Daniel Esposito, an assistant professor of chemical engineering at Columbia Engineering, has been conducting a study on water electrolysis (the splitting of water into oxygen (O2) and hydrogen (H2) fuel to convert electricity from solar photovoltaics (PVs) into storable hydrogen fuel). Much of today’s hydrogen is made from natural gas through a process called steam methane; reforming that simultaneously releases CO2, but water electrolysis using electricity from solar PV provides a better method of producing hydrogen without any carbon emissions.
Daniel’s team has now come up with a novel photovoltaic-powered electrolysis device which can function as a stand-alone platform which floats on open water. His floating PV-electrolyzer can be referred to as a “solar fuels rig” which resembles deep-sea oil rigs, but one which produces hydrogen fuel from sunlight and water instead of extracting petroleum from beneath the seafloor.
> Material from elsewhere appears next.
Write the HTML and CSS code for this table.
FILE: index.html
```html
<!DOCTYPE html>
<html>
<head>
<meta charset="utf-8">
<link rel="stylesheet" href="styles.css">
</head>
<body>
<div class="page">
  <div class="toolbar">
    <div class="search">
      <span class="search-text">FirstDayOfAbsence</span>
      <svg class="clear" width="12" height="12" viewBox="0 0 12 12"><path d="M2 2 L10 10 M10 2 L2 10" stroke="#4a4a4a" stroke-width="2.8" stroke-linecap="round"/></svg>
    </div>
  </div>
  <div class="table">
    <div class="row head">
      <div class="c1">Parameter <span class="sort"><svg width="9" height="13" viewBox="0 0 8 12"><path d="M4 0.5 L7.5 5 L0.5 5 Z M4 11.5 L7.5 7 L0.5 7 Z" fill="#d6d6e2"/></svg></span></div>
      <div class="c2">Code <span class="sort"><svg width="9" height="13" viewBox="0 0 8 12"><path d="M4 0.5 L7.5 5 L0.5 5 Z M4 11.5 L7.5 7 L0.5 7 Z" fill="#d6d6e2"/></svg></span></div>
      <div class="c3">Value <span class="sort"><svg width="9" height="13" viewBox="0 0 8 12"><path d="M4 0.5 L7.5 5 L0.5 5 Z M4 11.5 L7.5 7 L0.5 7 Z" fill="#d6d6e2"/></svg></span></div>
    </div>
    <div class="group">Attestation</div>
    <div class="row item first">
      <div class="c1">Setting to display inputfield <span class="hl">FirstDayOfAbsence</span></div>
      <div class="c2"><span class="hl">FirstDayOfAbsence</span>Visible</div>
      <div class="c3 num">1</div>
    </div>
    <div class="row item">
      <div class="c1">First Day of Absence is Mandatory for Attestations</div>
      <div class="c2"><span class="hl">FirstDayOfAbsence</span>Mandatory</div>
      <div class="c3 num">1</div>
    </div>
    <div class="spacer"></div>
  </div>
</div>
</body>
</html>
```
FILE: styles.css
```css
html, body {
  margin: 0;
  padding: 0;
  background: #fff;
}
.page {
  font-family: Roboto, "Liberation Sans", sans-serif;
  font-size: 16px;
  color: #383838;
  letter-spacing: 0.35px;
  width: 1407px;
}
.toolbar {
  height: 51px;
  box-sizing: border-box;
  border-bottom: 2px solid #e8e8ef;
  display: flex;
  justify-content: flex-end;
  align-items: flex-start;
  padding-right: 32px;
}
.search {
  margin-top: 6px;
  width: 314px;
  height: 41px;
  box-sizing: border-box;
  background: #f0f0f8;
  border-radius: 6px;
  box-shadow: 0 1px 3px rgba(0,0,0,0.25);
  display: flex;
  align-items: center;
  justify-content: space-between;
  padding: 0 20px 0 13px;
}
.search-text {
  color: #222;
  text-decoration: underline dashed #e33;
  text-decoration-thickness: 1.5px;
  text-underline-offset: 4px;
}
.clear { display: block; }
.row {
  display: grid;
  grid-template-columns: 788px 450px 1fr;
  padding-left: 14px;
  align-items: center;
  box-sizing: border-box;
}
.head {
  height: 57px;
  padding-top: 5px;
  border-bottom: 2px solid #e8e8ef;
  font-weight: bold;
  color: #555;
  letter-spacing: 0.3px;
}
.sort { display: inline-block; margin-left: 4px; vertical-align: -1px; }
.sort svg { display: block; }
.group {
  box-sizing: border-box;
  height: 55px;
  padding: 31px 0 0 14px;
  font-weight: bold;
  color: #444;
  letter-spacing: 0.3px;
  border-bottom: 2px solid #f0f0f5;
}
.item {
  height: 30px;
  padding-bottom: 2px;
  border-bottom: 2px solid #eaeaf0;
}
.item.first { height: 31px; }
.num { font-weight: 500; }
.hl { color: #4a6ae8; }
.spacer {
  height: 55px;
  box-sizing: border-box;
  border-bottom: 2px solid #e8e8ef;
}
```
The study is called ‘Floating Membraneless PV-Electrolyzer Based on Buoyancy-Driven Product Separation,’ and was published today by International Journal of Hydrogen Energy.
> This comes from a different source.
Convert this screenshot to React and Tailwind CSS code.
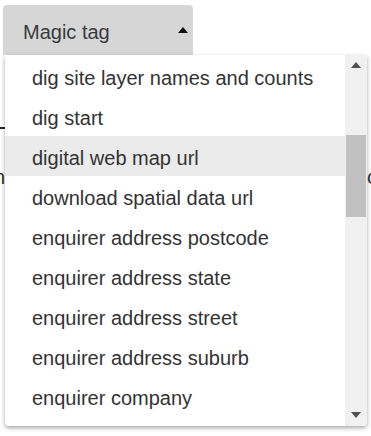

The researchers’ main innovation is the method by which they separate the H2 and O2 gasses produced by water electrolysis. State-of-the-art electrolyzers use expensive membranes to uphold the separation of these two gases. The team is perfecting their design for more efficient operation in real seawater, which creates more difficulties in comparison to the more ideal aqueous electrolytes used in their laboratory studies. They also intend to create modular designs which they can use to build bigger, scaled-up systems.